My Baylor colleague Philip Jenkins has a fascinating post at the Anxious Bench blog on Billy Graham’s Cold War context in the 1950s. Here’s a sample:
Though in later years Graham was known as a moderating voice within the evangelical movement, his missions of the 1950s were more overtly apocalyptic than those of later years, and as for Catholic preachers of the time, the total evil of Communism was taken for granted. In his famous 1949 crusade in Los Angeles, Graham had proclaimed that “Communism has decided against God, against Christ, against the Bible, and against all religion. . . . Communism is a religion that is inspired, directed and motivated by the Devil himself, who has declared war against Almighty God.” Or this from 1953: “Either Communism must die, or Christianity must die, because it is actually a battle between Christ and Anti-Christ.”
His Pittsburgh crusade of 1952 coincided with the public panic over so-called “hell-bombs”—hydrogen bombs—and of nuclear warfare more generally. (The first full hydrogen bomb test would occur in November 1952, but the concept had been widely discussed for some years, and there had been several partial tests). Graham consistently presented world-events in this eschatological framework. He declared that “All of the trouble with Russia began in the Garden of Eden.” Only a religious revival could prevent what was ultimately a spiritual rather than a political menace: “Unless this country has a revival of both morals and religion, it can’t survive the onslaught of Communism.”
Graham represented the apocalyptic strain in the evangelical approach to Communism, the diabolical inspiration of which was proved by the destruction of Christian missions in China and elsewhere. The imminence of the end times might well be signaled by historic events like the recent return of the Jews to the land of Israel—and of course, the development of larger and larger nuclear weapons. If you did not recognize that these were the end times, you weren’t reading the headlines.

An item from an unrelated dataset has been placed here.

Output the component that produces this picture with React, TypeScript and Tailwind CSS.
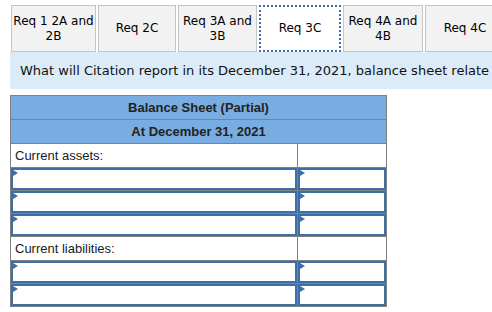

Given Graham’s titanic status and manifest faithfulness to the Lord, it is tempting to see him as a man who transcended history. The essential message of the gospel does transcend history, but its messengers do not. It is probably more helpful—and even edifying—to realize that Graham’s remarkable evangelistic labors transpired within a specific historical context.
We’re all embedded in our cultural surroundings, which should make us cautious about combining current political controversies, even ones as serious as the threat of hydrogen bombs, with the message of salvation through Christ. The Cold War was just one of many facets of that context in which God blessed Graham’s transcendent message.